A ministra da Mulher, Família e Direitos Humanos, Cristiane Britto, disse ao R7 nesta segunda que acompanha o caso e que a pasta não foi informada sobre as ameaças que o servidor da Funai estava sofrendo na região. Ela minimizou as críticas de organizações indígenas, que denunciam o aumento da violência contra povos originários e ambientalistas.

O procurador-geral da República, Augusto Aras, e o ministro da Justiça, Anderson Torres, se reuniram nesta segunda-feira para discutir o desaparecimento, "com foco nos aspectos logísticos relacionados às buscas conduzidas pela Polícia Federal, Marinha e Força Nacional, que, graças à atuação do MPF, mantêm bases na região", informou a PGR.

O que diz o The Guardian e a família de Phillips?

Jornal britânico do qual Dom Phillips é colaborador, o The Guardian publicou em seu site que "crescem os temores sobre a segurança de um jornalista britânico e um especialista indígena  brasileiro". O repórter, de 57 anos, colabora para o The Guardian do Brasil há algum tempo. No momento, ele estava trabalhando em um livro sobre meio ambiente com o apoio financeiro da Fundação Alicia Patterson. 

Phillips mora há 15 anos em Salvador e já atuou do Brasil para outros grandes jornais estrangeiros, como Washington Post, New York Times e Financial Times. A esposa do jornalista, Alessandra Sampaio, pediu maiores esforços das autoridades brasileiras na busca de Phillips.

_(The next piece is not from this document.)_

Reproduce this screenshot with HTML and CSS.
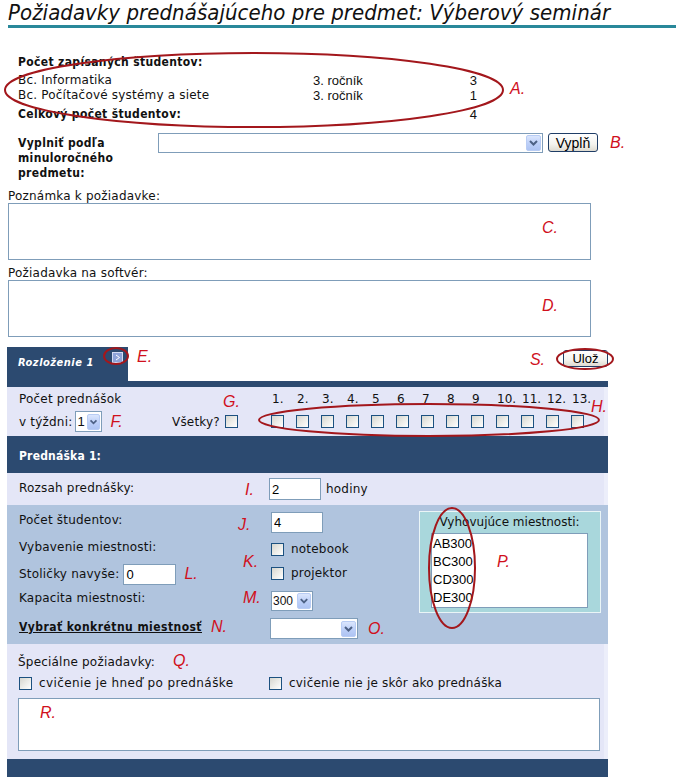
FILE: index.html
```html
<!DOCTYPE html>
<html lang="sk">
<head>
<meta charset="utf-8">
<title>Požiadavky prednášajúceho</title>
<link rel="stylesheet" href="styles.css">
</head>
<body>
<div class="page">
  <h1 class="title">Požiadavky prednášajúceho pre predmet: Výberový seminár</h1>

  <section class="students">
    <div class="hd">Počet zapísaných študentov:</div>
    <div class="nm">Bc. Informatika</div><div class="yr">3. ročník</div><div class="ct">3</div>
    <div class="nm">Bc. Počítačové systémy a siete</div><div class="yr">3. ročník</div><div class="ct">1</div>
    <div class="tot">Celkový počet študentov:</div><div class="ct ct-tot">4</div>
  </section>

  <div class="fill">
    <div class="fill-label">Vyplniť podľa<br>minuloročného<br>predmetu:</div>
    <div class="combo combo-wide"><span class="combo-val"></span><span class="combo-btn"><svg width="13" height="14" viewBox="0 0 13 14"><polyline points="3,5 6.5,8.5 10,5" fill="none" stroke="#4d6185" stroke-width="2"/></svg></span></div>
    <button class="btn btn-fill">Vyplň</button>
    <span class="anno anno-b">B.</span>
  </div>

  <div class="note">
    <div class="note-label">Poznámka k požiadavke:</div>
    <textarea></textarea>
  </div>
  <div class="note">
    <div class="note-label">Požiadavka na softvér:</div>
    <textarea></textarea>
  </div>

  <div class="layout">
    <div class="tabrow">
      <div class="tab">
        <span class="tab-text">Rozloženie 1</span>
        <svg class="tab-icon" width="11" height="11" viewBox="0 0 11 11"><rect x="0.5" y="0.5" width="10" height="10" fill="#8ea3d9" stroke="#d3dcf3"/><polyline points="4,3 7.5,5.5 4,8" fill="none" stroke="#fff" stroke-width="1"/></svg>
      </div>
      <span class="anno anno-e">E.</span>
      <span class="spacer"></span>
      <span class="anno anno-s">S.</span>
      <button class="btn btn-save">Ulož</button>
    </div>

    <div class="panel">
      <div class="strip"></div>

      <div class="count lav">
        <div class="count-left">
          <div class="r1">Počet prednášok</div>
          <div class="r2">v týždni: <div class="combo combo-one"><span class="combo-val">1</span><span class="combo-btn"><svg width="13" height="14" viewBox="0 0 13 14"><polyline points="3,5 6.5,8.5 10,5" fill="none" stroke="#4d6185" stroke-width="2"/></svg></span></div><span class="anno anno-f">F.</span></div>
        </div>
        <div class="count-all">
          <div class="r1"></div>
          <div class="r2">Všetky?<span class="cb"></span></div>
        </div>
        <div class="weeks">
          <span>1.</span><span>2.</span><span>3.</span><span>4.</span><span>5</span><span>6</span><span>7</span><span>8</span><span>9</span><span>10.</span><span>11.</span><span>12.</span><span>13.</span>
          <span class="cb"></span><span class="cb"></span><span class="cb"></span><span class="cb"></span><span class="cb"></span><span class="cb"></span><span class="cb"></span><span class="cb"></span><span class="cb"></span><span class="cb"></span><span class="cb"></span><span class="cb"></span><span class="cb"></span>
        </div>
      </div>

      <div class="head">Prednáška 1:</div>

      <div class="range lav">
        <div class="range-label">Rozsah prednášky:</div>
        <input class="field" type="text" value="2">
        <span class="unit">hodiny</span>
      </div>

      <div class="rooms">
        <div class="rooms-left">
          <div class="rl rl1">Počet študentov:</div>
          <div class="rl rl2">Vybavenie miestnosti:</div>
          <div class="rl rl3">Stoličky navyše:<input class="field field-chairs" type="text" value="0"><span class="anno anno-l">L.</span></div>
          <div class="rl rl4">Kapacita miestnosti:</div>
          <div class="rl rl5"><a class="pick">Vybrať konkrétnu miestnosť</a><span class="anno anno-n">N.</span></div>
        </div>
        <div class="rooms-mid">
          <input class="field field-stud" type="text" value="4">
          <div class="chk chk1"><span class="cb"></span>notebook</div>
          <div class="chk chk2"><span class="cb"></span>projektor</div>
          <div class="combo combo-cap"><span class="combo-val">300</span><span class="combo-btn"><svg width="13" height="14" viewBox="0 0 13 14"><polyline points="3,5 6.5,8.5 10,5" fill="none" stroke="#4d6185" stroke-width="2"/></svg></span></div>
          <div class="pickrow"><div class="combo combo-room"><span class="combo-val"></span><span class="combo-btn"><svg width="13" height="14" viewBox="0 0 13 14"><polyline points="3,5 6.5,8.5 10,5" fill="none" stroke="#4d6185" stroke-width="2"/></svg></span></div><span class="anno anno-o">O.</span></div>
        </div>
        <div class="roombox">
          <div class="roombox-title">Vyhovujúce miestnosti:</div>
          <div class="listbox">
            <div>AB300</div>
            <div>BC300</div>
            <div>CD300</div>
            <div>DE300</div>
          </div>
        </div>
      </div>

      <div class="special lav">
        <div class="special-label">Špeciálne požiadavky: <span class="anno anno-q">Q.</span></div>
        <div class="special-checks">
          <div class="chk chk-a"><span class="cb"></span>cvičenie je hneď po prednáške</div>
          <div class="chk"><span class="cb"></span>cvičenie nie je skôr ako prednáška</div>
        </div>
        <textarea class="special-text"></textarea>
      </div>

      <div class="foot"></div>
    </div>
  </div>

  <svg class="marks" width="676" height="777" viewBox="0 0 676 777">
    <g fill="none" stroke="#a3171c" stroke-width="2">
      <ellipse cx="254" cy="90" rx="249" ry="37"/>
      <ellipse cx="116" cy="356" rx="12" ry="8"/>
      <ellipse cx="585" cy="359" rx="28" ry="10"/>
      <ellipse cx="429" cy="420" rx="170" ry="16"/>
      <ellipse cx="452" cy="568" rx="23" ry="60"/>
    </g>
  </svg>

  <span class="anno pin pin-a">A.</span>
  <span class="anno pin pin-c">C.</span>
  <span class="anno pin pin-d">D.</span>
  <span class="anno pin pin-g">G.</span>
  <span class="anno pin pin-h">H.</span>
  <span class="anno pin pin-i">I.</span>
  <span class="anno pin pin-j">J.</span>
  <span class="anno pin pin-k">K.</span>
  <span class="anno pin pin-m">M.</span>
  <span class="anno pin pin-p">P.</span>
  <span class="anno pin pin-r">R.</span>
</div>
</body>
</html>
```

FILE: styles.css
```css
* { box-sizing: border-box; }
html, body { margin: 0; padding: 0; background: #fff; }
body {
  font-family: "DejaVu Sans", sans-serif;
  font-size: 12px;
  letter-spacing: 0.2px;
  color: #111;
}
.page { position: relative; width: 676px; height: 777px; overflow: hidden; }

.bold, .students .hd, .students .tot, .fill-label, .pick, .head, .tab-text {
  font-family: "DejaVu Sans Condensed", "DejaVu Sans", sans-serif;
  font-stretch: condensed;
  font-weight: bold;
  letter-spacing: 0.35px;
}

.title {
  margin: 0 0 0 8px;
  height: 28px;
  border-bottom: 3px solid #29889a;
  font-family: "DejaVu Sans Condensed", "DejaVu Sans", sans-serif;
  font-stretch: condensed;
  font-weight: normal;
  font-style: italic;
  font-size: 22px;
  line-height: 25px;
  letter-spacing: 0.05px;
  white-space: nowrap;
  color: #111;
}

/* students */
.students {
  margin: 26px 0 0 18px;
  display: grid;
  grid-template-columns: 295px 152px 12px;
  grid-template-rows: 19px 15px 15px 19px;
}
.students .hd { grid-column: 1 / 4; line-height: 16px; }
.students .nm { line-height: 15px; }
.students .yr, .students .ct {
  font-family: "Liberation Sans", Arial, sans-serif;
  font-size: 13px;
  line-height: 15px;
  letter-spacing: 0;
}
.students .ct { text-align: right; }
.students .tot { grid-column: 1 / 3; line-height: 15px; align-self: end; }
.students .ct-tot { align-self: end; }

/* fill row */
.fill { display: flex; align-items: flex-start; margin: 11px 0 0 18px; }
.fill-label { width: 140px; padding-top: 3px; line-height: 15px; }

.combo {
  display: flex;
  align-items: center;
  height: 20px;
  border: 1px solid #7f9db9;
  background: #fff;
}
.combo-val {
  flex: 1;
  padding-left: 2px;
  font-family: "Liberation Sans", Arial, sans-serif;
  font-size: 13px;
  line-height: 16px;
  letter-spacing: 0;
}
.combo-btn {
  display: flex;
  align-items: center;
  justify-content: center;
  width: 15px;
  height: 16px;
  margin-right: 1px;
  border: 1px solid #b8ccf4;
  border-radius: 2px;
  background: linear-gradient(180deg, #dbe6fd 0%, #bccff8 55%, #aec4f3 100%);
}
.combo-wide { width: 385px; }

.btn {
  font-family: "Liberation Sans", Arial, sans-serif;
  font-size: 14px;
  letter-spacing: 0;
  color: #000;
  border: 1px solid #1f3d66;
  border-radius: 3px;
  background: linear-gradient(180deg, #ffffff 0%, #f4f3ee 60%, #dedbd0 100%);
  padding: 0;
  margin: 0;
}
.btn-fill { margin-left: 5px; width: 50px; height: 19px; }

.anno {
  color: #d0101c;
  font-family: "Liberation Sans", Arial, sans-serif;
  font-style: italic;
  font-weight: normal;
  font-size: 16px;
  line-height: 18px;
  letter-spacing: 0;
  text-decoration: none;
}
.anno-b { margin-left: 12px; margin-top: 1px; }

/* notes */
.note { margin: 8px 0 0 8px; }
.note + .note { margin-top: 6px; }
.note-label { line-height: 14px; }
.note textarea, .special-text {
  display: block;
  margin: 0;
  border: 1px solid #7f9db9;
  resize: none;
  background: #fff;
}
.note textarea { width: 583px; height: 57px; }

/* layout panel */
.layout { margin: 10px 0 0 7px; width: 601px; }
.tabrow { display: flex; align-items: flex-start; height: 34px; }
.tab {
  display: flex;
  align-items: flex-start;
  width: 121px;
  height: 34px;
  padding: 5px 5px 0 11px;
  background: #2c4a70;
}
.tab-text {
  margin-top: 4px;
  color: #fff;
  font-style: italic;
  font-size: 11px;
  line-height: 14px;
  letter-spacing: 0.5px;
}
.tab-icon { margin-left: auto; }
.anno-e { margin-left: 9px; margin-top: 1px; }
.spacer { flex: 1; }
.anno-s { margin-top: 4px; margin-right: 18px; }
.btn-save { margin-top: 3px; width: 45px; height: 17px; font-size: 13px; line-height: 15px; }

.panel { width: 601px; }
.strip { height: 6px; background: #2c4a70; }
.lav { background: #e4e6f7; border-right: 4px solid #eceefa; }

.count { display: flex; height: 49px; padding: 5px 0 0 12px; }
.count .r1 { height: 19px; line-height: 14px; }
.count .r2 { height: 21px; display: flex; align-items: center; }
.count-left { width: 153px; }
.count-all { width: 99px; }
.combo-one { width: 27px; height: 21px; margin-left: 3px; }
.combo-one .combo-val { padding-left: 1px; }
.combo-one .combo-btn { width: 13px; }
.anno-f { margin-left: 8px; }
.count-all .cb { margin-left: 5px; }
.weeks {
  display: grid;
  grid-template-columns: repeat(13, 25px);
  grid-template-rows: 19px 21px;
  align-items: center;
}
.weeks span:not(.cb) { align-self: start; line-height: 14px; padding-left: 1px; letter-spacing: 0; }

.cb {
  display: inline-block;
  width: 13px;
  height: 13px;
  border: 1px solid #1c5180;
  background: linear-gradient(135deg, #d6d6cf 0%, #eeeeea 55%, #ffffff 100%);
  flex: none;
}

.head {
  height: 37px;
  padding: 13px 0 0 12px;
  background: #2c4a70;
  color: #fff;
  line-height: 14px;
  letter-spacing: 0.2px;
}

.range { display: flex; align-items: center; height: 32px; padding-left: 12px; }
.range-label { width: 250px; margin-top: -3px; }
.field {
  margin: 0;
  padding: 0 0 0 2px;
  border: 1px solid #7f9db9;
  background: #fff;
  font-family: "Liberation Sans", Arial, sans-serif;
  font-size: 13px;
  letter-spacing: 0;
  color: #000;
  outline: none;
}
.range .field { width: 52px; height: 22px; }
.unit { margin-left: 5px; }

.rooms {
  display: flex;
  height: 139px;
  padding-left: 12px;
  background: #b0c4de;
}
.rooms-left { width: 251px; padding-top: 2px; }
.rl { display: flex; align-items: center; }
.rl1 { height: 26px; }
.rl2 { height: 28px; }
.rl3 { height: 26px; }
.rl4 { height: 22px; }
.rl5 { height: 36px; }
.field-chairs { width: 53px; height: 21px; margin-left: 4px; }
.anno-l { margin-left: 8px; }
.pick { color: #111; text-decoration: underline; letter-spacing: 0.45px; }
.anno-n { margin-left: 9px; }

.rooms-mid { width: 149px; padding-top: 7px; display: flex; flex-direction: column; align-items: flex-start; }
.field-stud { width: 52px; height: 21px; margin-left: 1px; }
.chk { display: flex; align-items: center; height: 13px; line-height: 13px; }
.chk .cb { margin-right: 7px; }
.chk1 { margin: 10px 0 0 1px; }
.chk2 { margin: 11px 0 0 1px; }
.combo-cap { width: 42px; height: 20px; margin: 11px 0 0 1px; }
.combo-cap .combo-val { font-size: 12px; padding-left: 1px; }
.combo-cap .combo-btn { width: 14px; }
.pickrow { display: flex; align-items: center; margin-top: 7px; }
.combo-room { width: 88px; height: 21px; }
.anno-o { margin-left: 10px; }

.roombox {
  width: 182px;
  height: 102px;
  margin-top: 6px;
  padding: 0 12px 4px 11px;
  background: #a9d7dc;
  border: 1px solid #eaf5f7;
}
.roombox-title { height: 21px; line-height: 21px; text-align: center; letter-spacing: 0; }
.listbox {
  height: 75px;
  border: 1px solid #7f9db9;
  background: #fff;
  padding: 1px 0 0 1px;
  font-family: "Liberation Sans", Arial, sans-serif;
  font-size: 13px;
  line-height: 18px;
  letter-spacing: 0;
  color: #000;
}

.special { height: 115px; padding: 8px 0 0 11px; }
.special-label { line-height: 14px; }
.anno-q { margin-left: 14px; }
.special-checks { display: flex; margin-top: 7px; padding-left: 1px; }
.chk-a { width: 250px; letter-spacing: 0.4px; }
.special-text { width: 582px; height: 53px; margin-top: 8px; }

.foot { height: 20px; background: #2c4a70; }

/* overlay annotations */
.marks { position: absolute; left: 0; top: 0; pointer-events: none; }
.pin { position: absolute; }
.pin-a { left: 510px; top: 80px; }
.pin-c { left: 542px; top: 219px; }
.pin-d { left: 542px; top: 297px; }
.pin-g { left: 223px; top: 393px; }
.pin-h { left: 591px; top: 398px; }
.pin-i { left: 245px; top: 481px; }
.pin-j { left: 238px; top: 516px; }
.pin-k { left: 243px; top: 553px; }
.pin-m { left: 243px; top: 589px; }
.pin-p { left: 497px; top: 553px; }
.pin-r { left: 40px; top: 704px; }
```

Em comunicado, ela afirmou: "Só posso rezar para que Dom e Bruno estejam bem, em algum lugar, impedidos de seguir por algum motivo mecânico e tudo isso vire apenas mais uma história numa vida repleta delas. Conheço, porém, o momento vivido pela Amazônia e conheço os riscos que Dom sempre denunciou como jornalista. [...] Autoridades brasileiras, nossas famílias estão desesperadas. Por favor, respondam à urgência do momento com ações urgentes. Governo do Brasil, onde estão Dom Phillips e Bruno Pereira?"